• Given instruction: Without the pictures, return all of the material exactly as written.

• Collected data:
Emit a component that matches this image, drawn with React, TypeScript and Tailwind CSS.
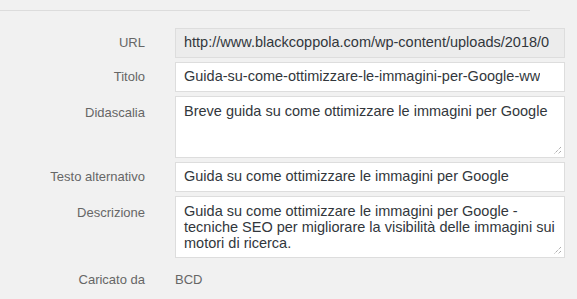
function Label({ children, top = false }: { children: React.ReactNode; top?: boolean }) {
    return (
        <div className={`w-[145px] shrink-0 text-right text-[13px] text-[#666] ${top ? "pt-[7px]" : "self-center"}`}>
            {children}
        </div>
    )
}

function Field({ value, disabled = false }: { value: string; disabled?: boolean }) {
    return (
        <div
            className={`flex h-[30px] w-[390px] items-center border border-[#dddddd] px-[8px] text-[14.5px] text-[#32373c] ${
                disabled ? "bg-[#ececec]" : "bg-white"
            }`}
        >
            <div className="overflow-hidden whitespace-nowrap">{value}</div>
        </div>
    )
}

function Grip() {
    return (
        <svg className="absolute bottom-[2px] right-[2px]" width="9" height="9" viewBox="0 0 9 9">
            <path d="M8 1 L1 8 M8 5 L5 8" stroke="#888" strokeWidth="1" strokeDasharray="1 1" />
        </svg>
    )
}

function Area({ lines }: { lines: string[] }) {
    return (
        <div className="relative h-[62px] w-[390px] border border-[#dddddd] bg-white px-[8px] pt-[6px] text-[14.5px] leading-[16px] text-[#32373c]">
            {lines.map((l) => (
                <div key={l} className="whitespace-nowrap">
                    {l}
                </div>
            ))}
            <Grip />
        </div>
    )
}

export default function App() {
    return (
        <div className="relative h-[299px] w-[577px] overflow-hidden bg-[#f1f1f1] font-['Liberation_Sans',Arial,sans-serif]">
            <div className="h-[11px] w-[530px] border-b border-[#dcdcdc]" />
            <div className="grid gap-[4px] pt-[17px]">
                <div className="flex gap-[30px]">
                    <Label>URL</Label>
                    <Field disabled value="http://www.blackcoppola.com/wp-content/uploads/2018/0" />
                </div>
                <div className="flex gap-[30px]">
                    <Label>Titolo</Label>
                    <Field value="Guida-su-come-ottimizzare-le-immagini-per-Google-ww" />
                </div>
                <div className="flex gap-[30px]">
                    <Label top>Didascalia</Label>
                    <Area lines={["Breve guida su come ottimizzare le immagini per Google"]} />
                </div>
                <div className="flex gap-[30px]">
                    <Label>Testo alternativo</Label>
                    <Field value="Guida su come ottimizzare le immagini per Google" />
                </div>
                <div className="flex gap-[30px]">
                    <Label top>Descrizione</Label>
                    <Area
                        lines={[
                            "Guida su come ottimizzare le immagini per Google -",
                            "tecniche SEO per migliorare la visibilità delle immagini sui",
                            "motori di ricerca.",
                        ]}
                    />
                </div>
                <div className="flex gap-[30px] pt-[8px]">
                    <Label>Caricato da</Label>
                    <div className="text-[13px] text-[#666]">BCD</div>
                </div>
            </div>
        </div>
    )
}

• Full response:
Emit a component that matches this image, drawn with React, TypeScript and Tailwind CSS.
function Label({ children, top = false }: { children: React.ReactNode; top?: boolean }) {
    return (
        <div className={`w-[145px] shrink-0 text-right text-[13px] text-[#666] ${top ? "pt-[7px]" : "self-center"}`}>
            {children}
        </div>
    )
}

function Field({ value, disabled = false }: { value: string; disabled?: boolean }) {
    return (
        <div
            className={`flex h-[30px] w-[390px] items-center border border-[#dddddd] px-[8px] text-[14.5px] text-[#32373c] ${
                disabled ? "bg-[#ececec]" : "bg-white"
            }`}
        >
            <div className="overflow-hidden whitespace-nowrap">{value}</div>
        </div>
    )
}

function Grip() {
    return (
        <svg className="absolute bottom-[2px] right-[2px]" width="9" height="9" viewBox="0 0 9 9">
            <path d="M8 1 L1 8 M8 5 L5 8" stroke="#888" strokeWidth="1" strokeDasharray="1 1" />
        </svg>
    )
}

function Area({ lines }: { lines: string[] }) {
    return (
        <div className="relative h-[62px] w-[390px] border border-[#dddddd] bg-white px-[8px] pt-[6px] text-[14.5px] leading-[16px] text-[#32373c]">
            {lines.map((l) => (
                <div key={l} className="whitespace-nowrap">
                    {l}
                </div>
            ))}
            <Grip />
        </div>
    )
}

export default function App() {
    return (
        <div className="relative h-[299px] w-[577px] overflow-hidden bg-[#f1f1f1] font-['Liberation_Sans',Arial,sans-serif]">
            <div className="h-[11px] w-[530px] border-b border-[#dcdcdc]" />
            <div className="grid gap-[4px] pt-[17px]">
                <div className="flex gap-[30px]">
                    <Label>URL</Label>
                    <Field disabled value="http://www.blackcoppola.com/wp-content/uploads/2018/0" />
                </div>
                <div className="flex gap-[30px]">
                    <Label>Titolo</Label>
                    <Field value="Guida-su-come-ottimizzare-le-immagini-per-Google-ww" />
                </div>
                <div className="flex gap-[30px]">
                    <Label top>Didascalia</Label>
                    <Area lines={["Breve guida su come ottimizzare le immagini per Google"]} />
                </div>
                <div className="flex gap-[30px]">
                    <Label>Testo alternativo</Label>
                    <Field value="Guida su come ottimizzare le immagini per Google" />
                </div>
                <div className="flex gap-[30px]">
                    <Label top>Descrizione</Label>
                    <Area
                        lines={[
                            "Guida su come ottimizzare le immagini per Google -",
                            "tecniche SEO per migliorare la visibilità delle immagini sui",
                            "motori di ricerca.",
                        ]}
                    />
                </div>
                <div className="flex gap-[30px] pt-[8px]">
                    <Label>Caricato da</Label>
                    <div className="text-[13px] text-[#666]">BCD</div>
                </div>
            </div>
        </div>
    )
}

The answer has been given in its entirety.